# Who's popping online on Christmas Day?



## Glenn (Jun 14, 2008)

*Who's popping online on Christmas Day?*​
Yes - I'll be online at some point2273.33%No chance - It's out of bounds (family commitments etc)13.33%No chance - I'll be too busy13.33%Maybe - if I can sneak in a few minutes I will!620.00%


----------



## Glenn (Jun 14, 2008)

Who's popping online on Christmas Day?

What are the chances you'll be able to log on and get some 'me time' tomorrow?


----------



## Grimley (Jan 18, 2015)

I'll be online early & then off to my sisters for lunch.


----------



## DavecUK (Aug 6, 2013)

Glenn said:


> Who's popping online on Christmas Day?
> 
> What are the chances you'll be able to log on and get some 'me time' tomorrow?

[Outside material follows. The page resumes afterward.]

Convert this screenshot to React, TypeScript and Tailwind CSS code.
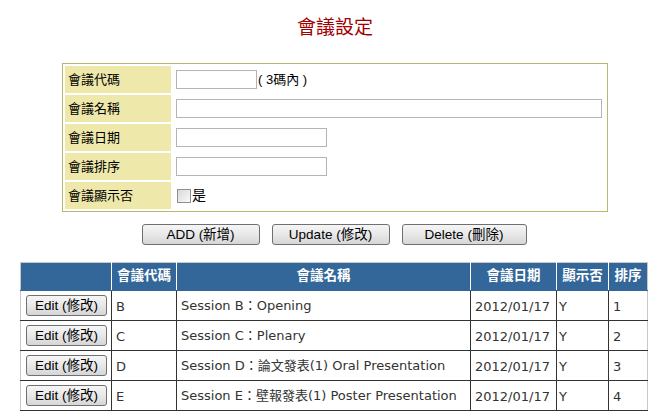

I will make it my mission in life to log on on Christmas day....who could have anything better to do. In case I don't though (which I won't)...merry Christmas everyone!


----------



## Thecatlinux (Mar 10, 2014)

Modern times do we ever disconnect , I have told the kids no tech 1 hour before dinner and 1 hour after to which they agrreed

i am impressed as daughter is average 1000txts daily , physically wore out phone in 10 months (didn't think this was possible ) if you have a sibling permanently wired you will know this isn't an exaggeration)


----------



## 4515 (Jan 30, 2013)

I'll be on at some point. Round at the in-laws for dinner so it will be a welcome break from hearing the same stories and feigning interest


----------



## hotmetal (Oct 31, 2013)

I'm sure I'll look in just to see who's looked in (and whether anyone has got an amazing new grinder or machine for Christmas). This is the danger of having tapatalk on one's phone - geekiness is only a few taps away at all times. Happy Christmas everyone!


----------



## GCGlasgow (Jul 27, 2014)

Like others have said are we ever offline nowadays?


----------



## Missy (Mar 9, 2016)

Im permamobile and rarely offline in any major way. It's how I connect with friends, family & the outside world in general.


----------



## Snakehips (Jun 2, 2015)

I'll be there.

Perhaps someone could start a 'Look What Santa Bought Me' thread?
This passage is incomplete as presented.